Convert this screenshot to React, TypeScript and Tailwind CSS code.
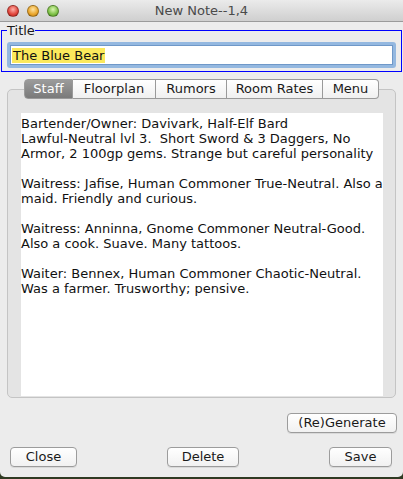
import React from "react";

const font = { fontFamily: '"DejaVu Sans", "Liberation Sans", sans-serif' };

const tabs = ["Staff", "Floorplan", "Rumors", "Room Rates", "Menu"];

const lines = [
  "Bartender/Owner: Davivark, Half-Elf Bard",
  "Lawful-Neutral lvl 3.  Short Sword & 3 Daggers, No",
  "Armor, 2 100gp gems. Strange but careful personality",
  "",
  "Waitress: Jafise, Human Commoner True-Neutral. Also a",
  "maid. Friendly and curious.",
  "",
  "Waitress: Anninna, Gnome Commoner Neutral-Good.",
  "Also a cook. Suave. Many tattoos.",
  "",
  "Waiter: Bennex, Human Commoner Chaotic-Neutral.",
  "Was a farmer. Trusworthy; pensive.",
];

function Light({ color }: { color: string }) {
  return (
    <span
      className="block w-[12px] h-[12px] rounded-full border border-black/30"
      style={{ background: color }}
    />
  );
}

function Button({ label, className }: { label: string; className: string }) {
  return (
    <button
      className={`h-[20px] rounded-[4px] border border-[#9c9c9c] bg-gradient-to-b from-white to-[#f1f1f1] text-[13px] leading-[18px] text-[#1a1a1a] shadow-[0_1px_0_rgba(0,0,0,0.08)] ${className}`}
    >
      {label}
    </button>
  );
}

export default function App() {
  return (
    <div className="w-[403px] h-[479px] bg-[#2f3a22] overflow-hidden" style={font}>
      <div className="h-[477px] bg-[#ececec] rounded-b-[5px] flex flex-col">
        {/* title bar */}
        <div className="h-[22px] flex items-center relative bg-gradient-to-b from-[#ebebeb] to-[#cfcfcf] border-b border-[#9a9a9a]">
          <div className="flex gap-[8px] pl-[7px]">
            <Light color="radial-gradient(circle at 50% 35%, #ffb0a8, #e0443a 60%, #b3241c)" />
            <Light color="radial-gradient(circle at 50% 35%, #ffe3a0, #e9a52a 60%, #b9770f)" />
            <Light color="radial-gradient(circle at 50% 35%, #d9f5b0, #7cc045 60%, #4e8f22)" />
          </div>
          <div className="absolute inset-0 flex items-center justify-center text-[13px] text-[#4a4a4a]">
            New Note--1,4
          </div>
        </div>

        {/* title field */}
        <fieldset className="mx-[1px] mt-[1px] border border-[#0000ff] px-[5px] pb-[3px]">
          <legend className="text-[13px] leading-[15px] text-[#1a1a1a] px-0">Title</legend>
          <div className="mt-[4px] rounded-[3px] p-[3px] bg-[#94b8e0]">
            <div className="h-[20px] bg-white border border-[#6f98c8] flex items-center pl-[1px]">
              <span className="bg-[#fbe95c] text-[13px] leading-[15px] text-[#111] px-[1px]">The Blue Bear</span>
            </div>
          </div>
        </fieldset>

        {/* tabs */}
        <div className="mx-[7px] mt-[7px] flex flex-col">
          <div className="flex justify-center relative z-10 -mb-[10px]">
            {tabs.map((t, i) => {
              const sel = i === 0;
              const first = i === 0;
              const last = i === tabs.length - 1;
              return (
                <div
                  key={t}
                  className={`h-[20px] flex items-center justify-center text-[13px] border-y border-[#9a9a9a] ${
                    first ? "w-[49px] rounded-l-[4px] border-l" : ""
                  } ${last ? "w-[56px] rounded-r-[4px] border-r" : "border-r"} ${
                    t === "Floorplan" ? "w-[83px]" : ""
                  } ${t === "Rumors" ? "w-[71px]" : ""} ${t === "Room Rates" ? "w-[96px]" : ""} ${
                    sel
                      ? "bg-gradient-to-b from-[#9b9b9b] to-[#7a7a7a] text-white border-[#6d6d6d]"
                      : "bg-gradient-to-b from-white to-[#f0f0f0] text-[#1a1a1a]"
                  }`}
                >
                  {t}
                </div>
              );
            })}
          </div>
          <div className="h-[309px] rounded-[5px] border border-[#c4c4c4] bg-[#e4e4e4] pt-[23px] px-[13px] pb-[1px] flex">
            <div className="flex-1 bg-white pt-[3px] text-[13px] leading-[15px] text-[#111]">
              {lines.map((l, i) => (
                <div key={i} className="h-[15px] whitespace-pre">
                  {l}
                </div>
              ))}
            </div>
          </div>
        </div>

        <div className="flex justify-end pr-[6px] mt-[15px]">
          <Button label="(Re)Generate" className="w-[110px]" />
        </div>
        <div className="flex justify-between px-[10px] pr-[11px] mt-[14px]">
          <Button label="Close" className="w-[67px]" />
          <Button label="Delete" className="w-[72px]" />
          <Button label="Save" className="w-[63px]" />
        </div>
      </div>
    </div>
  );
}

---*---

Requirements ::
Transcribe the whole listing exactly. Pictures stay out of your copy.

Exercise solution ::
Convert this screenshot to React, TypeScript and Tailwind CSS code.
import React from "react";

const font = { fontFamily: '"DejaVu Sans", "Liberation Sans", sans-serif' };

const tabs = ["Staff", "Floorplan", "Rumors", "Room Rates", "Menu"];

const lines = [
  "Bartender/Owner: Davivark, Half-Elf Bard",
  "Lawful-Neutral lvl 3.  Short Sword & 3 Daggers, No",
  "Armor, 2 100gp gems. Strange but careful personality",
  "",
  "Waitress: Jafise, Human Commoner True-Neutral. Also a",
  "maid. Friendly and curious.",
  "",
  "Waitress: Anninna, Gnome Commoner Neutral-Good.",
  "Also a cook. Suave. Many tattoos.",
  "",
  "Waiter: Bennex, Human Commoner Chaotic-Neutral.",
  "Was a farmer. Trusworthy; pensive.",
];

function Light({ color }: { color: string }) {
  return (
    <span
      className="block w-[12px] h-[12px] rounded-full border border-black/30"
      style={{ background: color }}
    />
  );
}

function Button({ label, className }: { label: string; className: string }) {
  return (
    <button
      className={`h-[20px] rounded-[4px] border border-[#9c9c9c] bg-gradient-to-b from-white to-[#f1f1f1] text-[13px] leading-[18px] text-[#1a1a1a] shadow-[0_1px_0_rgba(0,0,0,0.08)] ${className}`}
    >
      {label}
    </button>
  );
}

export default function App() {
  return (
    <div className="w-[403px] h-[479px] bg-[#2f3a22] overflow-hidden" style={font}>
      <div className="h-[477px] bg-[#ececec] rounded-b-[5px] flex flex-col">
        {/* title bar */}
        <div className="h-[22px] flex items-center relative bg-gradient-to-b from-[#ebebeb] to-[#cfcfcf] border-b border-[#9a9a9a]">
          <div className="flex gap-[8px] pl-[7px]">
            <Light color="radial-gradient(circle at 50% 35%, #ffb0a8, #e0443a 60%, #b3241c)" />
            <Light color="radial-gradient(circle at 50% 35%, #ffe3a0, #e9a52a 60%, #b9770f)" />
            <Light color="radial-gradient(circle at 50% 35%, #d9f5b0, #7cc045 60%, #4e8f22)" />
          </div>
          <div className="absolute inset-0 flex items-center justify-center text-[13px] text-[#4a4a4a]">
            New Note--1,4
          </div>
        </div>

        {/* title field */}
        <fieldset className="mx-[1px] mt-[1px] border border-[#0000ff] px-[5px] pb-[3px]">
          <legend className="text-[13px] leading-[15px] text-[#1a1a1a] px-0">Title</legend>
          <div className="mt-[4px] rounded-[3px] p-[3px] bg-[#94b8e0]">
            <div className="h-[20px] bg-white border border-[#6f98c8] flex items-center pl-[1px]">
              <span className="bg-[#fbe95c] text-[13px] leading-[15px] text-[#111] px-[1px]">The Blue Bear</span>
            </div>
          </div>
        </fieldset>

        {/* tabs */}
        <div className="mx-[7px] mt-[7px] flex flex-col">
          <div className="flex justify-center relative z-10 -mb-[10px]">
            {tabs.map((t, i) => {
              const sel = i === 0;
              const first = i === 0;
              const last = i === tabs.length - 1;
              return (
                <div
                  key={t}
                  className={`h-[20px] flex items-center justify-center text-[13px] border-y border-[#9a9a9a] ${
                    first ? "w-[49px] rounded-l-[4px] border-l" : ""
                  } ${last ? "w-[56px] rounded-r-[4px] border-r" : "border-r"} ${
                    t === "Floorplan" ? "w-[83px]" : ""
                  } ${t === "Rumors" ? "w-[71px]" : ""} ${t === "Room Rates" ? "w-[96px]" : ""} ${
                    sel
                      ? "bg-gradient-to-b from-[#9b9b9b] to-[#7a7a7a] text-white border-[#6d6d6d]"
                      : "bg-gradient-to-b from-white to-[#f0f0f0] text-[#1a1a1a]"
                  }`}
                >
                  {t}
                </div>
              );
            })}
          </div>
          <div className="h-[309px] rounded-[5px] border border-[#c4c4c4] bg-[#e4e4e4] pt-[23px] px-[13px] pb-[1px] flex">
            <div className="flex-1 bg-white pt-[3px] text-[13px] leading-[15px] text-[#111]">
              {lines.map((l, i) => (
                <div key={i} className="h-[15px] whitespace-pre">
                  {l}
                </div>
              ))}
            </div>
          </div>
        </div>

        <div className="flex justify-end pr-[6px] mt-[15px]">
          <Button label="(Re)Generate" className="w-[110px]" />
        </div>
        <div className="flex justify-between px-[10px] pr-[11px] mt-[14px]">
          <Button label="Close" className="w-[67px]" />
          <Button label="Delete" className="w-[72px]" />
          <Button label="Save" className="w-[63px]" />
        </div>
      </div>
    </div>
  );
}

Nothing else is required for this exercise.